In the process of making their innuendo about Trenberth, the Gazette references a Newsmax article. Specifically, the Gazette wrote that “Newsmax reminded us this week about a series of leaked emails….” When S&R went looking for this Newsmax article, we found only one article containing Trenberth’s email published during the week of April 19-25, an article titled “The Cold Truth Initiative,” written for Newsmax Finance by former University of Florida chemist Tom Luongo. S&R identified a significant number of similarities between the Gazette editorial and the Newsmax article:

  1. The Gazette and Luongo both make the same factually incorrect claim about global warming vs. border security spending.
  2. Both the Gazette and Luongo point out that the spending on global warming equals $41,856 per minute.
  3. Both make the same factually incorrect claim that global temperature has risen “0.36 degrees over the last 35 years.”
  4. Both make the false claim that the planet has been cooling since 1998.
  5. Both the Gazette and Luongo refer to the same distorted August sea ice images and supposed sea ice increase.
  6. Both talk about how the 97% consensus of climate scientists is supposedly wrong, although the Gazette refers to a Forbes blog by Taylor of the Heartand Institute while Luongo refers to a Wall Street Journal editorial co-written by Joeseph Bast, President of the Heartland Institute.
  7. Both the Gazette and Luongo quote the exact same email from Trenberth.
  8. Both refer to Forbes for their factually incorrect $1.75 trillion cost of “global warming policies.”
  9. And both articles present this information in nearly the exact same order.

The Newsmax article is 7600 words long.

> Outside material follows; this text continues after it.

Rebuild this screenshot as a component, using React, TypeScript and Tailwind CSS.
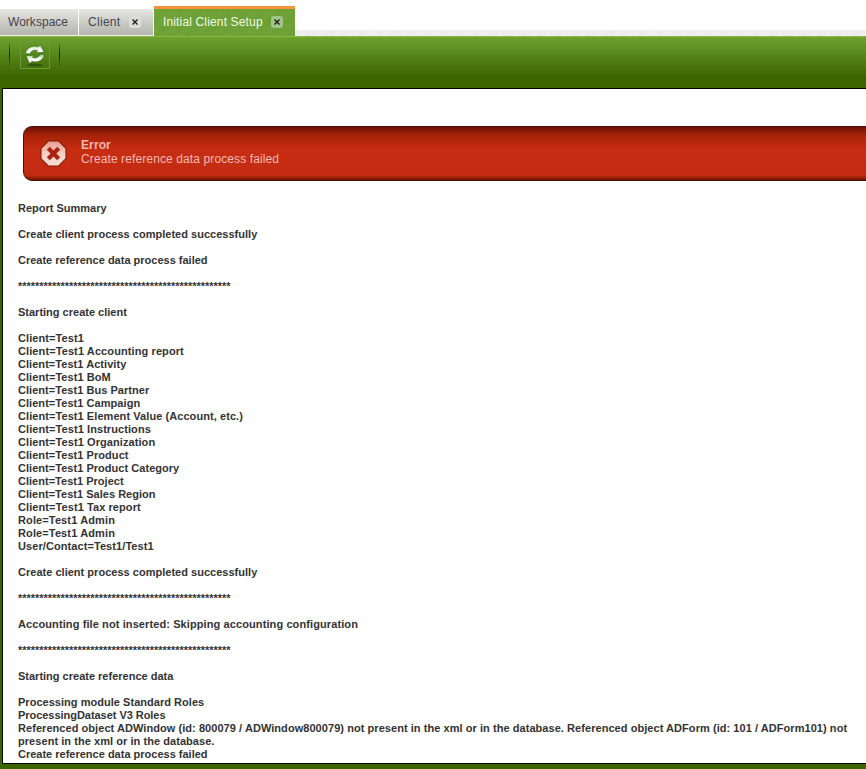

The last 1600 words, however, are exclusively sales pitch. Luongo wants his readers to join the “Cold Truth Initiative” and spend $4.95 to get a copy of a book (“a $29 value”), a survival guide (“a $49 value”), and so on. And if you click on the link, you can sign up, get your books and videos, and if you fail to cancel on time you’re locked in to a year of Luongo’s publication (via Newsmax) for $97.95 for a year. For all intents and purposes, Luongo’s Newsmax article is an infomercial.

While this infomercial was originally published in 2014, Google’s search results indicate that Newsmax republished it on April 24 – the day after the Gazette published its editorial. In addition, Google search results indicate that it was the only Newsmax article to mention Kevin Trenberth’s email during the same week as the Gazette editorial. And both the editorial and the infomercial present nearly identical information in nearly the same order. While we can’t say that the Gazette editorial staff based their editorial on the Luongo infomercial, the similarities indicate that both were at least based on the same wrong and distorted information.

Four errors of fact. One serious distortion. One image posted without credit to the original source. Two unsubstantiated innuendos. Any one of these issues should render any editorial unpublishable. Yet the Colorado Springs Gazette published a single, 560 word editorial that included all of them. At best, this editorial represents a massive failure of quality control by the Gazette’s editorial board. At worst, it shows that the Gazette’s editorial board has abandoned its journalistic integrity on the subject of global warming. For a publication that won a Pulitzer for National Reporting in 2014, either failure demonstrates that the Gazette has fallen far from grace.

16 replies »

    • I did not contact them initially, no. However, I just emailed the editorial page editor, Wayne Laugesen and pointed out that the editorial has four errors of fact in it, provided an example, and asked for comment. If he responds, I’ll run an update accordingly.

  1. Brian,

    You note this poorly vetted editorial may be poor editorial oversight or abandonment of journalistic integrity. While I hope it’s simply the former caused by the gutting that has occurred of news staffs making oversight more and more problematic, my gut tells me that the Gazette has joined the dark side, echoing the noises from the Right’s machine for some less than noble reason.

    Sigh…

    • I prefer to give the Gazette the benefit of the doubt on this. They serve a strongly conservative and libertarian base, so I’m not surprised that the editorial board would express doubts about the reality of climate disruption. But this editorial was egregious.

      • Pff. They get their orders from the Minions of Koch and don’t question them. They know that for each person who reads your deconstruction, 1000 people read the original article and think ‘Yeah! I KNEW it! Damned hippies!’

        The damage is done.

        • Thalya, do you have some evidence that the CS Gazette’s editorial board is linked to the Koch brothers somehow? Merely being libertarian or conservative doesn’t make someone a pawn.

    • I’m considering condensing this into an LTE, Wendy. It’ll be easy enough to focus on the four errors of fact in almost any reasonable number of words.

      While I didn’t include a link to this piece in my email to Laugesen, there’s been a decent number of retweets drawing the attention of both Laugesen and the Gazette to the post, including some by relatively prominent bloggers such as Phil Plait (Bad Astronomer). So I suspect that it’s known to the editorial and new media folks at the paper. Laugesen’s twitter profile indicates that he’s a conservative, but that doesn’t mean he’s necessarily resistant to making corrections or retracting clearly false editorials.

      I’m not sure how to bring this to the attention of the management, however, and I’d like to wait to see what Laugesen says before I go further.

  2. Wow, that is unbelievable. I also think the photograph was low-level. It looks like new text and switched images. I really enjoyed your piece.